As we prepare to walk with Jesus for 40 days and 40 nights, this Lenten season, I find myself imagining that elderly person standing at his/her gate looking out. What would that person be seeing today? Without much pondering, I think they would be seeing the two pandemics at work; COVID-19 and an ever-increasing crime rate. A cursory glance at recent headlines in any of our major print or electronic news media would support this observation. The truth be told, in recent times, Jamaicans have grown accustomed to what some would describe as a high crime rate. However, the unholy alliance of an increasing COVID-19 infection rate and crime rate are new to the Jamaican landscape. It is in this context that we find ourselves this year walking with Jesus in the wilderness.
Lent, we are told in Pope Francis’ Lenten Message 2021, is a time for believing, for welcoming God into our lives and allowing Him to “make His dwelling” among us. In said message, the Holy Father urged the faithful to make this Lenten season one of hope.

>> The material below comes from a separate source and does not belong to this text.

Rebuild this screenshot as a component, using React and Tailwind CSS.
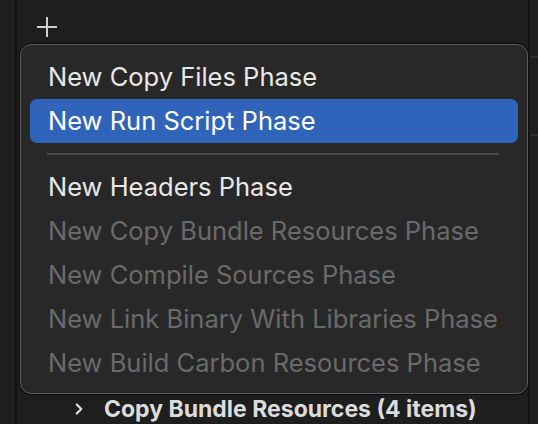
import { ChevronRight } from 'lucide-react';

const items = [
  { label: 'New Copy Files Phase', enabled: true },
  { label: 'New Run Script Phase', enabled: true, active: true },
  { divider: true },
  { label: 'New Headers Phase', enabled: true },
  { label: 'New Copy Bundle Resources Phase' },
  { label: 'New Compile Sources Phase' },
  { label: 'New Link Binary With Libraries Phase' },
  { label: 'New Build Carbon Resources Phase' },
];

const MenuRow = ({ item }) => {
  if (item.divider) {
    return (
      <div className="h-[22px] flex items-center pl-[17px] pr-[19px]">
        <div className="h-[2px] w-full bg-[#4a4a4a]" />
      </div>
    );
  }
  return (
    <div
      className={`h-[44px] flex items-center px-[18px] rounded-[7px] text-[25.5px] ${
        item.active
          ? 'bg-[#3064ba] text-white'
          : item.enabled
          ? 'text-[#e8e8e8]'
          : 'text-[#6a6a6a]'
      }`}
    >
      {item.label}
    </div>
  );
};

export default function App() {
  return (
    <div
      className="w-[538px] h-[424px] bg-[#1e1e1e] flex overflow-hidden relative"
      style={{ fontFamily: 'Inter, "Noto Sans", sans-serif' }}
    >
      <div className="w-[17px] shrink-0 bg-[#1f1f1f] border-r-2 border-[#111]" />
      <div className="flex-1 flex flex-col relative">
        <div className="h-[44px] flex items-start pt-[17px] pl-[20px]">
          <svg width="20" height="20" viewBox="0 0 20 20" className="text-[#cfcfcf]">
            <path d="M10 0v20M0 10h20" stroke="currentColor" strokeWidth="2" />
          </svg>
        </div>
        <div className="flex-1" />
        <div className="h-[30px] flex items-center pl-[53px] gap-[16px] text-[#dcdcdc]">
          <ChevronRight size={18} strokeWidth={3} />
          <span className="text-[23px] font-bold">Copy Bundle Resources (4 items)</span>
        </div>

        <div className="absolute left-[3px] top-[44px] w-[508px] rounded-[11px] border border-[#5b5b5b] bg-[#282828] shadow-[0_0_0_1px_#0c0c0c] px-[9px] pt-[10px] pb-[8px]">
          {items.map((item, i) => (
            <MenuRow key={i} item={item} />
          ))}
        </div>
      </div>
      <div className="absolute left-[528px] top-0 w-[2px] h-[424px] bg-[#141414]" />
      <div className="absolute left-[530px] top-[56px] w-[8px] h-[2px] bg-[#2e2e2e]" />
      <div className="absolute left-[530px] top-[134px] w-[8px] h-[2px] bg-[#2e2e2e]" />
    </div>
  );
}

Where can we find hope as we isolate ourselves from COVID-19 and the criminal elements? In what I would describe as Lenten actions, in the midst of what might seem like pure darkness, we have to become intentional about speaking “light”, that is, “speaking words of comfort, strength, consolation, and encouragement, and not words that demean, sadden, anger and show scorn”. (Fratelli Tutti, 223). Maybe we can make these actions inform our Lenten journey, “talk niceness”.
Returning to the elderly persons standing at their gate; what they taught us, without us even being aware, is the art of being kind to each other. Being a bearer of hope requires that we be kind to ourselves and each other. This involves, but is not limited to, showing genuine interest in the other, giving a smile, speaking words of encouragement and to listening amid a world that can be indifferent. The ‘crab inna de barrel mentality’ that can be so pervasive in our culture needs conversion. Maybe instead of speaking down to the other, we should affirm their dignity and speak light. We are reminded that, “only a gaze transformed by charity can enable the dignity of others to be recognised and, as a consequence, the poor to be acknowledged and valued in their dignity, respected in their identity and culture, and thus truly integrated into society”. (Fratelli Tutti, 187)
So, let us acknowledge the God in each other and, by so doing, cultivate an atmosphere of hope at a time when many are in despair. Usually after greeting the elderly at their gates, they would encourage us to “walk good”. So, let me end by saying, walk good and walk with God (but also remember to sanitise, keep social distance and wear a mask).